Organismos são multitarefa. Em uma igreja de mais de 400 membros, em apenas uma semana pessoas podem nascer, se casar, se separar, adoecer, recuperar a saúde, consagrar-se, afastar-se da fé, ser promovidas em seus empregos, passar em concursos ou exames vestibulares, perder o emprego, lidar com filhos rebeldes, receber bênçãos familiares, ser convertidas e morrer — sem falar das múltiplas questões administrativas cotidianas. Tudo isso em sete dias. E normalmente sem que uma saiba do que ocorre com as demais.
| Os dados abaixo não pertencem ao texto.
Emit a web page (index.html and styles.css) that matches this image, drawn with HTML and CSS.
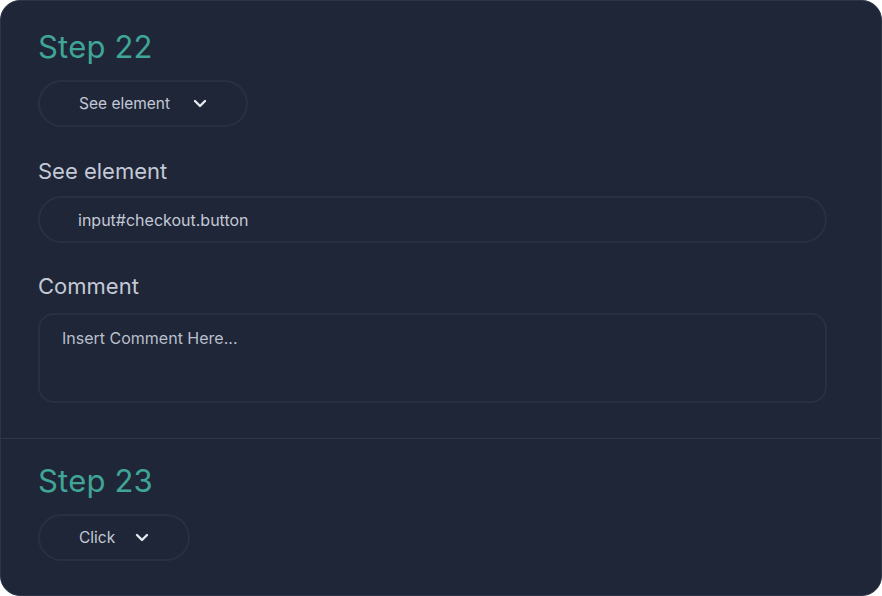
FILE: index.html
```html
<!DOCTYPE html>
<html>
<head>
<meta charset="utf-8">
<link rel="stylesheet" href="styles.css">
</head>
<body>
<div class="card">
  <section class="step step-first">
    <h2 class="step-title">Step 22</h2>
    <button class="select select-wide">
      <span>See element</span>
      <svg class="chev" width="14" height="9" viewBox="0 0 14 9"><path d="M2 2l5 5 5-5" fill="none" stroke="currentColor" stroke-width="2.4" stroke-linecap="round" stroke-linejoin="round"/></svg>
    </button>
    <label class="field-label label-gap">See element</label>
    <input class="text-input" type="text" value="input#checkout.button">
    <label class="field-label label-gap2">Comment</label>
    <textarea class="text-area" placeholder="Insert Comment Here..."></textarea>
  </section>
  <section class="step step-second">
    <h2 class="step-title">Step 23</h2>
    <button class="select">
      <span>Click</span>
      <svg class="chev" width="14" height="9" viewBox="0 0 14 9"><path d="M2 2l5 5 5-5" fill="none" stroke="currentColor" stroke-width="2.4" stroke-linecap="round" stroke-linejoin="round"/></svg>
    </button>
  </section>
</div>
</body>
</html>
```
FILE: styles.css
```css
* { box-sizing: border-box; }
html, body { margin: 0; padding: 0; background: #ffffff; }
body { font-family: Inter, "Noto Sans", sans-serif; }
.card {
  width: 882px;
  height: 596px;
  background: #1f2637;
  border: 1px solid #2c3447;
  border-radius: 20px;
  overflow: hidden;
}
.step { padding: 0 54px 0 37px; }
.step-first { padding-top: 28px; padding-bottom: 35px; border-bottom: 1px solid #2e3649; }
.step-second { padding-top: 24px; }
.step-title {
  margin: 0;
  font-size: 31px;
  line-height: 36px;
  font-weight: 400;
  color: #3fa596;
  letter-spacing: 0.2px;
}
.select {
  display: inline-flex;
  align-items: center;
  gap: 20px;
  height: 47px;
  margin-top: 15px;
  padding: 0 39px 0 39px;
  background: transparent;
  border: 2px solid #283144;
  border-radius: 24px;
  font-family: inherit;
  font-size: 15.5px;
  color: #c3c9d6;
  white-space: nowrap;
}
.select-wide { width: 210px; justify-content: space-between; }
.chev { color: #e6e9f0; display: block; }
.field-label {
  display: block;
  font-size: 22px;
  line-height: 24px;
  color: #c3c9d6;
}
.label-gap { margin-top: 32px; }
.label-gap2 { margin-top: 31px; }
.text-input {
  display: block;
  width: 789px;
  height: 47px;
  margin-top: 13px;
  padding: 0 0 0 38px;
  background: transparent;
  border: 2px solid #283144;
  border-radius: 24px;
  font-family: inherit;
  font-size: 16px;
  color: #c3c9d6;
  outline: none;
}
.text-area {
  display: block;
  width: 789px;
  height: 90px;
  margin-top: 15px;
  padding: 13px 22px;
  background: transparent;
  border: 2px solid #283144;
  border-radius: 16px;
  font-family: inherit;
  font-size: 16px;
  line-height: 20px;
  color: #c3c9d6;
  resize: none;
  outline: none;
}
.text-area::placeholder { color: #b9bfcc; opacity: 1; }
```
Por fim, organismos são limitados e finitos. Nem tudo funciona sem falhas; processos são iniciados e têm de ser interrompidos e isso se repete ininterruptamente. Se fosse numa empresa as coisas não seriam assim, mas trata-se de um organismo.
Tal ponderação produz uma reflexão madura e livre das imposições do institucionalismo. Ela nos liberta para nos enxergar como somos, sem fanatismos ou ideais antibíblicos. Ela ajuda a liderança e os liderados, concedendo alento nos momentos difíceis. Ela auxilia mostrando que a igreja é o corpo de Cristo, ou seja, ela encontra sua força e dignidade no Senhor afirmando-se viva. E tudo o que é vivo, pelo menos nesta nossa dimensão antes da consumação, é imperfeito e depende da graça de Deus.
Rev. Misael. Publicado no Boletim 138, de 19/08/2012.